Data residency¶
A central topic for organisations under sovereignty constraints (HDS, OIV, public sector, defence).
Overview per edition¶
| Component | Sovereign (air-gap) | Sovereign-hybrid (BYOK) |
|---|---|---|
| Web application | Your infra | Your infra |
| Database | Your infra | Your infra |
| ChromaDB (vectors) | Your infra | Your infra |
| Uploads / files | Your infra | Your infra |
| Embedding (bge-m3) | Your infra (local Ollama) | Your infra |
| LLM synthesis | Your infra (local Ollama) | Your choice: local Ollama OR external BYOK API |
| Mailer | Log-only (your infra) | Brevo (EU) or internal MTA |
| Audit log archive | Internal MinIO (your infra) | Internal MinIO or cloud S3 (your choice) |
| Backups | Your infra + off-host of your choice | Same |
| OAuth credentials | n/a (public connectors disabled) | Your providers (US/EU per provider) |
Sovereign (air-gap) — technical lock-in¶
In sovereign mode:
- No external API call is technically possible by construction.
Routes
/payment/*,/auth/social/*return 404. Public cloud connectors (GDrive, OneDrive…) are hidden and their routes disabled. - Brevo mailer is forced to log-only — even if an API key is
present in
.env. - Frontend assets are bundled locally (no jsdelivr CDN, no
Google Fonts) — see
app/static/vendor/. - Offline licence validation via Ed25519 signature (no licence server call).
- No telemetry (Google Analytics and the like hard-disabled).
Verification: curl -i http://localhost:5000/auth/social/google must
return 404; python -m app.utils.deployment_mode must show
mode=sovereign.
Sovereign-hybrid — identified outbound calls¶
In sovereign-hybrid, every outbound call is explicit and documented. Exhaustive list per configuration:
| Destination | When | Typical volume |
|---|---|---|
| Mistral / Anthropic / OpenAI / Gemini API | On every RAG query if BYOK active | 1-5 KB per question |
| Brevo SMTP | Transactional email (signup, reset, invitation) | 1 KB per email |
| Google / Microsoft / Dropbox APIs | Cloud connector sync | Variable (listing + download) |
| OIDC IdP | SSO login (if configured) | 2-3 KB per auth |
No outbound call ever occurs:
- To a Myeline licence server (offline validation)
- To a frontend CDN
- To a telemetry service
Infrastructure recommendations¶
Pure sovereign¶
- Dedicated VLAN, no Internet route (or default DROP on egress firewall).
- Internal DNS only.
- NTP synced to an internal server (for licence signature validation — clock must remain within ±1 day of reality, otherwise the licence will be rejected as expired or not-yet-valid).
Sovereign-hybrid¶
- Egress filtering: explicit whitelist of allowed domains (api.mistral.ai, api.anthropic.com, api.openai.com, generativelanguage.googleapis.com, api.brevo.com, accounts.google.com, login.microsoftonline.com, api.dropbox.com…). Everything else DROP.

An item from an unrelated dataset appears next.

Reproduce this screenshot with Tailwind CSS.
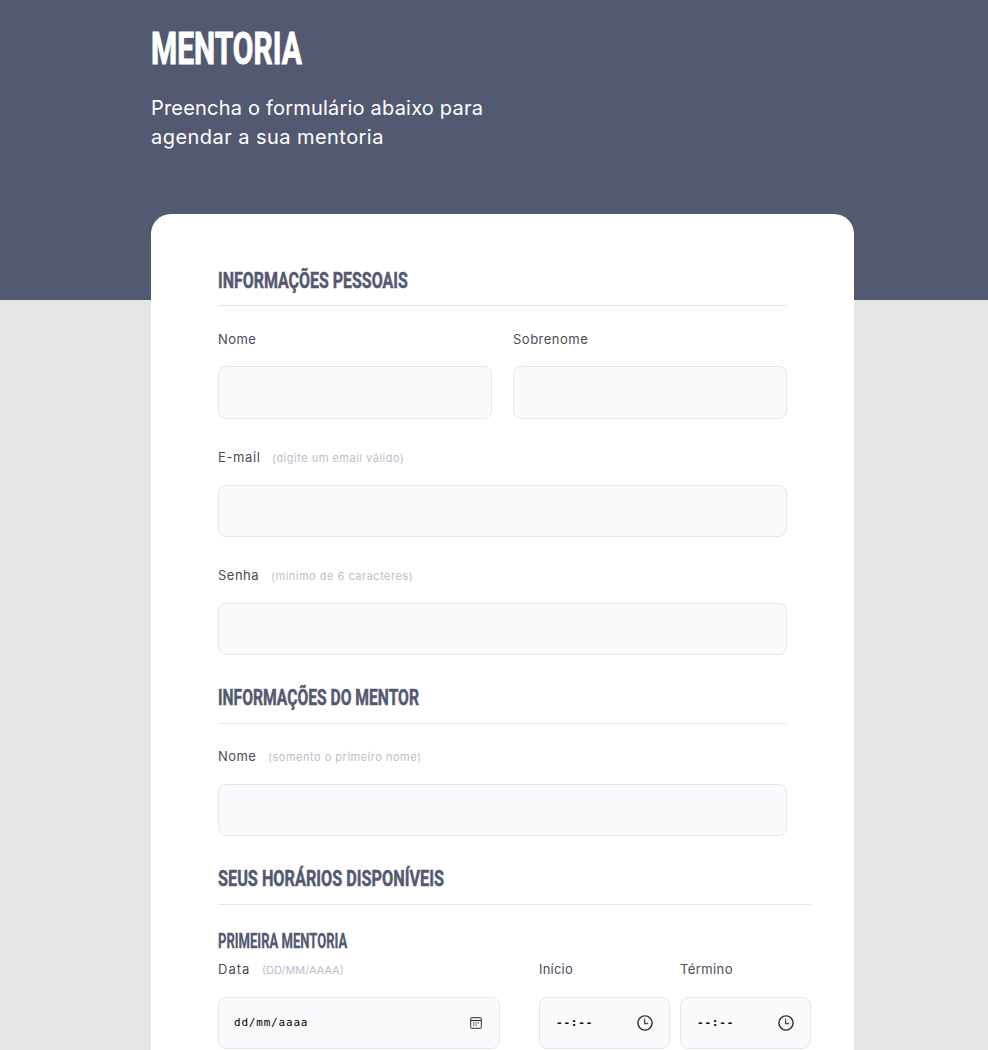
<!DOCTYPE html>
<html lang="pt-BR">
<head>
<meta charset="utf-8">
<title>Mentoria</title>
<script src="https://cdn.jsdelivr.net/npm/@tailwindcss/browser@4"></script>
</head>
<body class="bg-[#e5e5e5] font-['Inter',sans-serif]">
<div class="h-[1050px] overflow-hidden bg-linear-to-b from-[#535971] from-[300px] to-[#e5e5e5] to-[300px]">
  <div class="ml-[151px] w-[703px]">
    <header class="h-[214px] pt-[27px] text-white">
      <h1 class="h-11 origin-left scale-x-[.68] whitespace-nowrap font-['Roboto',sans-serif] text-[44px] leading-[44px] font-bold [-webkit-text-stroke:1px_white]">MENTORIA</h1>
      <p class="mt-[23px] text-[20px] leading-[29px]"><span class="tracking-[.2px]">Preencha o formulário abaixo para</span><br><span class="tracking-[.45px]">agendar a sua mentoria</span></p>
    </header>
    <form class="h-[900px] rounded-t-[20px] bg-white px-[67px] pt-10 text-[13px] leading-[18px] tracking-[.4px] text-[#4e4958]">
      <section class="w-[569px]">
        <h2 class="h-[52px] border-b border-[#e6e6f0] font-['Roboto',sans-serif] text-[22.5px] leading-[52px] font-bold tracking-normal text-[#535971] [-webkit-text-stroke:.5px_#535971]"><span class="inline-block origin-left scale-x-[.709] whitespace-nowrap">INFORMAÇÕES PESSOAIS</span></h2>
        <div class="mt-6 flex gap-[21px]">
          <div class="flex-1">
            <label class="block h-5">Nome</label>
            <div class="mt-4 h-[53px] rounded-lg border border-[#e6e6f0] bg-[#fafafc]"></div>
          </div>
          <div class="flex-1">
            <label class="block h-5 tracking-[.5px]">Sobrenome</label>
            <div class="mt-4 h-[53px] rounded-lg border border-[#e6e6f0] bg-[#fafafc]"></div>
          </div>
        </div>
        <label class="mt-[29px] flex h-5"><span class="w-[54px] tracking-[.6px]">E-mail</span><span class="text-[11px] leading-5 tracking-[.5px] text-[#c1bccc]">(digite um email válido)</span></label>
        <div class="mt-[17px] h-[52px] rounded-lg border border-[#e6e6f0] bg-[#fafafc]"></div>
        <label class="mt-[29px] flex h-5"><span class="w-[53px] tracking-[.5px]">Senha</span><span class="text-[11px] leading-5 tracking-[.5px] text-[#c1bccc]">(mínimo de 6 caracteres)</span></label>
        <div class="mt-[17px] h-[52px] rounded-lg border border-[#e6e6f0] bg-[#fafafc]"></div>
      </section>
      <section class="mt-[17px] w-[569px]">
        <h2 class="h-[52px] border-b border-[#e6e6f0] font-['Roboto',sans-serif] text-[22.5px] leading-[50px] font-bold tracking-normal text-[#535971] [-webkit-text-stroke:.5px_#535971]"><span class="inline-block origin-left scale-x-[.695] whitespace-nowrap">INFORMAÇÕES DO MENTOR</span></h2>
        <label class="mt-[23px] flex h-5"><span class="w-[50px]">Nome</span><span class="text-[11px] leading-5 tracking-[.5px] text-[#c1bccc]">(somento o primeiro nome)</span></label>
        <div class="mt-[17px] h-[52px] rounded-lg border border-[#e6e6f0] bg-[#fafafc]"></div>
      </section>
      <section class="mt-[17px] w-[593px]">
        <h2 class="h-[52px] border-b border-[#e6e6f0] font-['Roboto',sans-serif] text-[22.5px] leading-[50px] font-bold tracking-normal text-[#535971] [-webkit-text-stroke:.5px_#535971]"><span class="inline-block origin-left scale-x-[.722] whitespace-nowrap">SEUS HORÁRIOS DISPONÍVEIS</span></h2>
        <h3 class="mt-[27px] h-5 origin-left scale-x-[.669] whitespace-nowrap font-['Roboto',sans-serif] text-[19.5px] leading-5 font-bold tracking-normal text-[#535971] [-webkit-text-stroke:.3px_#535971]">PRIMEIRA MENTORIA</h3>
        <div class="mt-[8px] flex">
          <div class="w-[282px]">
            <label class="flex h-5"><span class="w-11 tracking-[1px]">Data</span><span class="text-[11px] leading-5 tracking-normal text-[#c1bccc]">(DD/MM/AAAA)</span></label>
            <div class="mt-[17px] flex h-[52px] items-center justify-between rounded-lg border border-[#e6e6f0] bg-[#fafafc] pr-[17px] pl-[15px]">
              <span class="font-['DejaVu_Sans_Mono',monospace] text-[11px] tracking-[.8px] text-black">dd/mm/aaaa</span>
              <svg class="size-3" viewBox="0 0 12 12" fill="none" stroke="#555"><rect x=".6" y=".6" width="10.8" height="10.8" rx="1.6" stroke-width="1.2"/><path d="M1 3.5h10" stroke="#222"/><path d="M3 5.9h1.4M5.3 5.9h1.4M7.6 5.9H9M3 8.1h1.4M5.3 8.1h1.4" stroke-width="1.4"/></svg>
            </div>
          </div>
          <div class="ml-[39px] w-[131px]">
            <label class="block h-5 tracking-[.2px]">Início</label>
            <div class="mt-[17px] flex h-[52px] items-center justify-between rounded-lg border border-[#e6e6f0] bg-[#fafafc] px-[16px]">
              <span class="font-['DejaVu_Sans_Mono',monospace] text-[11px] font-bold tracking-[.8px] text-black">--:--</span>
              <svg class="size-4" viewBox="0 0 16 16" fill="none" stroke="#2a2a2a"><circle cx="8" cy="8" r="7.1" stroke-width="1.4"/><path d="M7.6 3.5v5h3.6" stroke="#555" stroke-width="1.3"/></svg>
            </div>
          </div>
          <div class="ml-[10px] w-[131px]">
            <label class="block h-5">Término</label>
            <div class="mt-[17px] flex h-[52px] items-center justify-between rounded-lg border border-[#e6e6f0] bg-[#fafafc] px-[16px]">
              <span class="font-['DejaVu_Sans_Mono',monospace] text-[11px] font-bold tracking-[.8px] text-black">--:--</span>
              <svg class="size-4" viewBox="0 0 16 16" fill="none" stroke="#2a2a2a"><circle cx="8" cy="8" r="7.1" stroke-width="1.4"/><path d="M7.6 3.5v5h3.6" stroke="#555" stroke-width="1.3"/></svg>
            </div>
          </div>
        </div>
      </section>
    </form>
  </div>
</div>
</body>
</html>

- Outbound connection logging (for audit).
- Reverse proxy (Pangolin / Traefik / Nginx) in front, TLS ≥ 1.2, HSTS, strict CSP.
Personal data vs technical metadata¶
Myeline distinguishes three criticality levels:
- User data (documents, queries, conversations) — always stays on your infra.
- Technical identifiers (user_id, org_id, action_code in the audit log) — stay on your infra.
- Anonymous metrics (uptime, latency, error rate) — exposed
via
/metrics, scrapable only by your Prometheus (no external push).
No email, no query content, no indexed document ever leaves your infra — except if you explicitly enable an external AI provider in sovereign-hybrid (and then only the question text + relevant chunks transit to the provider).